The deal, which is subject to regulatory approvals including in Britain, the United States and China, will be putting a long-neutral technology vendor to Apple and others under the control of a single player.

It could face potential pushback from regulators, as the ongoing US-China tech spats have put any global deal in the semiconductor sector under much tighter scrutiny.

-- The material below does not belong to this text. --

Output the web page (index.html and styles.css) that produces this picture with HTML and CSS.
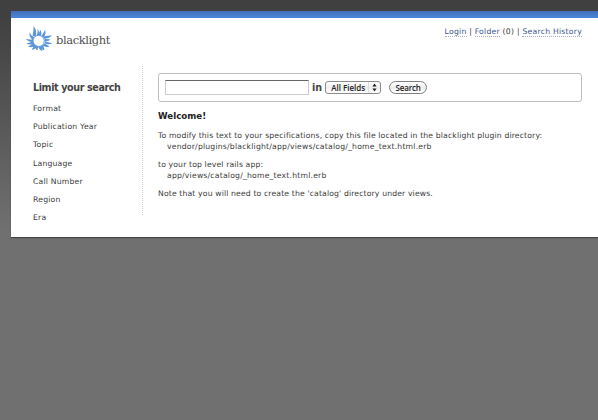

Below are a list of prominent global deals that collapsed due to regulators’ rejection in the last five years:

  • US President Donald Trump in March, 2018, blocked microchip maker Broadcom’s proposed takeover of Qualcomm on national security grounds.
  • Qualcomm walked away from a $44 billion (roughly Rs. 3,23,687 crores) deal to buy NXP Semiconductors after failing to secure Chinese regulatory approval in July, 2018 amidst China-US trade talks. China’s State Administration for Market Regulation (SAMR), the antitrust regulator reviewing the deal, did not respond to the companies after the deadline for the deal to expire passed.
  • Semiconductor equipment maker Lam in 2016 terminated its $10.6 billion (roughly Rs. 77,966 crores) deal to buy rival KLA-Tencor after the US Department of Justice told the companies it had serious concerns that the deal would harm competition.
  • Some global deals were able to get China’s approval after making some changes or concessions:
  • China approved Google’s $12.5 billion (roughly Rs. 91,941 crores) acquisition of Motorola in 2012 on the condition that Google keep Android free and available without discriminating against any particular device maker for five years.
  • China cleared Japanese trading house Marubeni’s $5.6 billion (roughly Rs. 41,185 crores) purchase of US grain merchant Gavilon in 2013 with stiff conditions such as demanding the two keep separate, independent trading units when selling soybeans to the country.
  • Glencore in 2014 sold a $5.2 billion (roughly Rs. 38,234 crores) mining project in order to win China’s approval for its $30 billion (roughly Rs. 2,20,606 crores) takeover of miner Xstrata.
  • Nokia in 2015 had to combine its China business with former Alcatel-Lucent’s in the country for its EUR 5.6 billion (roughly Rs. 48,834 crores) merger with the French company to be approved by China. Beijing also stipulated that local telecoms groups could renegotiate rates on mobile technology patents borrowed from Nokia and Alcatel if they were ever sold on to a third party.
  •  China in 2017 conditionally approved chipmaker Broadcom’s $5.5 billion (roughly Rs. 40,458 crores) acquisition of Brocade Communications Systems.
  •  China approved HP’s $1.1 billion (roughly Rs. 8,091 crores) purchase of Samsung’s printer business with certain restrictions in 2017, citing concerns about the US firm’s dominance of the domestic laser printer market.
  • Bayer secured conditional approval from China’s commerce ministry for its $65 billion (roughly Rs. 478,142 crores) acquisition of the world No. 1 seed company Monsanto in 2018 after agreeing to offload certain assets.